What the task asks
Answer with a single number: the count of lines that hold "this".

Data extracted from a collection
## Start

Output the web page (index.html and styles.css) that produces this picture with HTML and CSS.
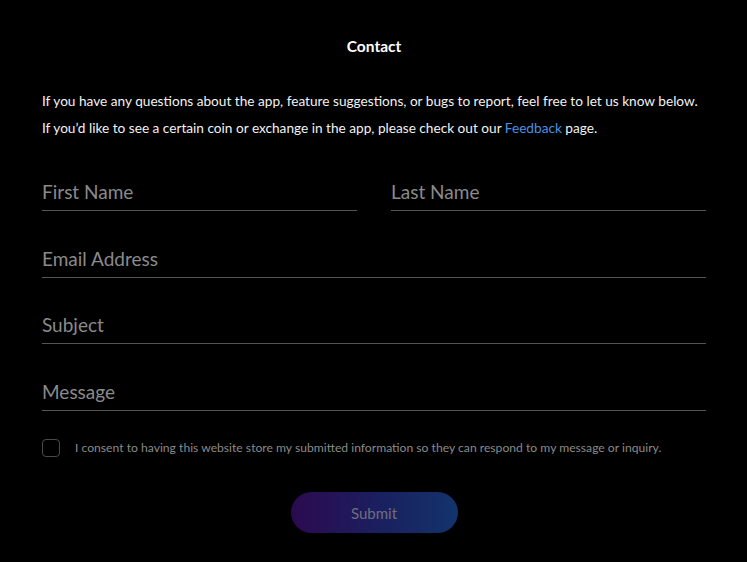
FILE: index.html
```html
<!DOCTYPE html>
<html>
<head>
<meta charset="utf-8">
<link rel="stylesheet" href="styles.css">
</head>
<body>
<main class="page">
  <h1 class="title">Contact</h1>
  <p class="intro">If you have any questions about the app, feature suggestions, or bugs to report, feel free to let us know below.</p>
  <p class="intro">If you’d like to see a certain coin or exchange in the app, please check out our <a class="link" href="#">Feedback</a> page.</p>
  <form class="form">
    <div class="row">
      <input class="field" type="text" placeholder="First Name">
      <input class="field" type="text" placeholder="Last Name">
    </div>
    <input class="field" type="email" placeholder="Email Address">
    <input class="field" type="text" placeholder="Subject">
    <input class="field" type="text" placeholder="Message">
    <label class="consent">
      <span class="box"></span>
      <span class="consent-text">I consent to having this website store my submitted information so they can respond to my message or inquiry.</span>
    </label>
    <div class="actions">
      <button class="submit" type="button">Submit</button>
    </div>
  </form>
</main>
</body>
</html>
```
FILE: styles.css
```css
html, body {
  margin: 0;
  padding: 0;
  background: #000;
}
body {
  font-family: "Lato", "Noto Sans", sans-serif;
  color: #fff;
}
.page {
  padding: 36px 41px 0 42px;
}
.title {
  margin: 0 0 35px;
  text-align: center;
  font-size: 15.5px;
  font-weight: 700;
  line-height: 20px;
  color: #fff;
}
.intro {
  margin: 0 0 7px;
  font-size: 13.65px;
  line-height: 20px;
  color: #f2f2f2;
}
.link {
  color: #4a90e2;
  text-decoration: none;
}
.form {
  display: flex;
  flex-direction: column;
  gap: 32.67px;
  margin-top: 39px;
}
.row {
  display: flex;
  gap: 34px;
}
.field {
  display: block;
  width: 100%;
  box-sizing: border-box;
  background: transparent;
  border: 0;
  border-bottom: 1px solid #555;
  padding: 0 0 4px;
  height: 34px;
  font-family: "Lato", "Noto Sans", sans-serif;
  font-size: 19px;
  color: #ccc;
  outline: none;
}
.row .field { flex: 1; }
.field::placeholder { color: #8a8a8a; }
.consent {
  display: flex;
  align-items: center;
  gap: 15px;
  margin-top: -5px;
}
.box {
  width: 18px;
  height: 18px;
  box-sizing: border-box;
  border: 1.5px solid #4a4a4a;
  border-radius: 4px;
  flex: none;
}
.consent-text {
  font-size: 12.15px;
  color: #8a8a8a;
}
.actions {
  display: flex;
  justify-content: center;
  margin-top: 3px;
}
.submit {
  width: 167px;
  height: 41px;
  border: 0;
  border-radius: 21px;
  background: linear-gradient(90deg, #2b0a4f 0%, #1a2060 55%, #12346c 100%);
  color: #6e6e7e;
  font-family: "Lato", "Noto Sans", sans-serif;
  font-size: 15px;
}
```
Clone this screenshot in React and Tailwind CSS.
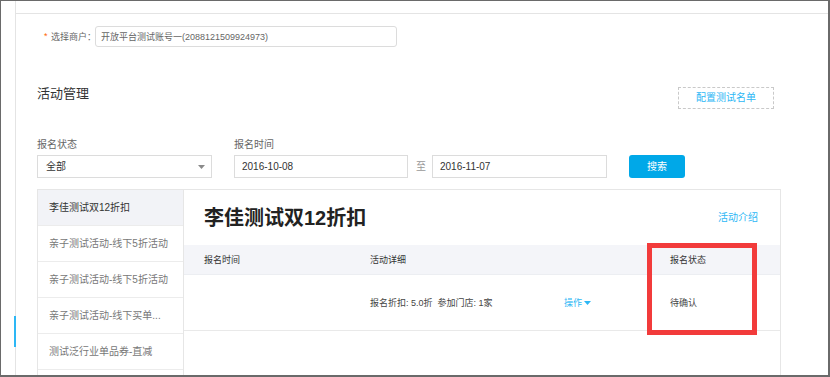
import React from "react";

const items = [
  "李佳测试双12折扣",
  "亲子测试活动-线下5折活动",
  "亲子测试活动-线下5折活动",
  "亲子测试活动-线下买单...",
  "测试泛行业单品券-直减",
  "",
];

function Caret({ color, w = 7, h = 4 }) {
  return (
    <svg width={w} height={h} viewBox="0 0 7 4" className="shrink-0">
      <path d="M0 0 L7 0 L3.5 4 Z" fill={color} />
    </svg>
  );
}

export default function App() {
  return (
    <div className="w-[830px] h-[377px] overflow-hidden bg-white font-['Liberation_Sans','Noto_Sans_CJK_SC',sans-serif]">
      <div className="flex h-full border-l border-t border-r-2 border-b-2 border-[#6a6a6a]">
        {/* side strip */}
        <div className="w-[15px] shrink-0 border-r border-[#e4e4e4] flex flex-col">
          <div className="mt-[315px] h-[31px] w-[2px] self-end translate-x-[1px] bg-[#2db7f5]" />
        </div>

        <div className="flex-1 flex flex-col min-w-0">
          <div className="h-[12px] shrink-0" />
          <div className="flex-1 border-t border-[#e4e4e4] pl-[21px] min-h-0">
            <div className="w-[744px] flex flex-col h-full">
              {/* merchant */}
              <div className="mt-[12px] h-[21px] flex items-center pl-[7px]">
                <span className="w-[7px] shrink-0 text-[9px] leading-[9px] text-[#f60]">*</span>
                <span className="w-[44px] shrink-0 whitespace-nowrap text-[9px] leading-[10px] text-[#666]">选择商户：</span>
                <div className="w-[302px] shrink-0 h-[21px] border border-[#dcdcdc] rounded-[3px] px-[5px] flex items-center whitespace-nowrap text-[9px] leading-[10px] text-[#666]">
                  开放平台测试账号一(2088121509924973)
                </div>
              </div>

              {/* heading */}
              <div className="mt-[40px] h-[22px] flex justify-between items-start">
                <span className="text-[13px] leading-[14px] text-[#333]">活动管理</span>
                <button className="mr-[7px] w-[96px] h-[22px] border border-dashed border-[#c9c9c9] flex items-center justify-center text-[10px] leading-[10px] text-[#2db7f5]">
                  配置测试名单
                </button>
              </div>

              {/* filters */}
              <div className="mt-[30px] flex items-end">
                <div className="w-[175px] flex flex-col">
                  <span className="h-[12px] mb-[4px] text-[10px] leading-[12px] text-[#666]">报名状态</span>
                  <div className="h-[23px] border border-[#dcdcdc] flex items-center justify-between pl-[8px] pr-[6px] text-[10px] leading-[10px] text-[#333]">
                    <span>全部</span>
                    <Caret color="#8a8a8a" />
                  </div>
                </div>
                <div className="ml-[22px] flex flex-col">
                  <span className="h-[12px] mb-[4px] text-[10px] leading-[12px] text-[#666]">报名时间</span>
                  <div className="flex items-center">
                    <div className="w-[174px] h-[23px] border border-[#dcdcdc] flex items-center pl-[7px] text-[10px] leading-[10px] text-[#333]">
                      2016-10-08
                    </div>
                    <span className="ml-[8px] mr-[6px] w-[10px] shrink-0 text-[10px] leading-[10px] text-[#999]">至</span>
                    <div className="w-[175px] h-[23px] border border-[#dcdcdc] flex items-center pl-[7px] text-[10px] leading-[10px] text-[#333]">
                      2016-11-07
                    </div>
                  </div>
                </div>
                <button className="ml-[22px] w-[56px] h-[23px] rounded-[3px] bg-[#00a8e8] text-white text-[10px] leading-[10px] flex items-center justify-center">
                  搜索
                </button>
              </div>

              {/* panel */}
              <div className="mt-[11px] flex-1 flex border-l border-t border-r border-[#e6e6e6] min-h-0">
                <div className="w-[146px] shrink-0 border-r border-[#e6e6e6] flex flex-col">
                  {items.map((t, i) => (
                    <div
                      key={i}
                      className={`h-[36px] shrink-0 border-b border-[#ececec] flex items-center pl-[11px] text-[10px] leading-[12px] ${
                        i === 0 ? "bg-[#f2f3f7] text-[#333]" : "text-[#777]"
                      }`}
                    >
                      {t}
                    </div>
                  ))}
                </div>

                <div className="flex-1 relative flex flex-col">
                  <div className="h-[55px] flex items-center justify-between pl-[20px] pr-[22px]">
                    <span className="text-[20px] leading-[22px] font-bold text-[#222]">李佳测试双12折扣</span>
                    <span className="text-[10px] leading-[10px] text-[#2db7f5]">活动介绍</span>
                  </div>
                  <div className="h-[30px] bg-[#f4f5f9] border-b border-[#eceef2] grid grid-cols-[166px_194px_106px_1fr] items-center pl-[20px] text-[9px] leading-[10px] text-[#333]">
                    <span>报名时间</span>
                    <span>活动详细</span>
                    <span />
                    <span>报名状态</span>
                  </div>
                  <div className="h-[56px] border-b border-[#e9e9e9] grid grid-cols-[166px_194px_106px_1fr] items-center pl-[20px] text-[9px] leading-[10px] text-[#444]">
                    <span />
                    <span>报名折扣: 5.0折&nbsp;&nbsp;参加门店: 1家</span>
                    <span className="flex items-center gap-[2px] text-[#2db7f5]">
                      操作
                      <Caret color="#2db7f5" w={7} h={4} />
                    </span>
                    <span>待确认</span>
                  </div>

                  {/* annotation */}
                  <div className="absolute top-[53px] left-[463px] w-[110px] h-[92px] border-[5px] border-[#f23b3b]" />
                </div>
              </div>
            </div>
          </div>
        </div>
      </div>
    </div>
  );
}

## End

Answer for the task
3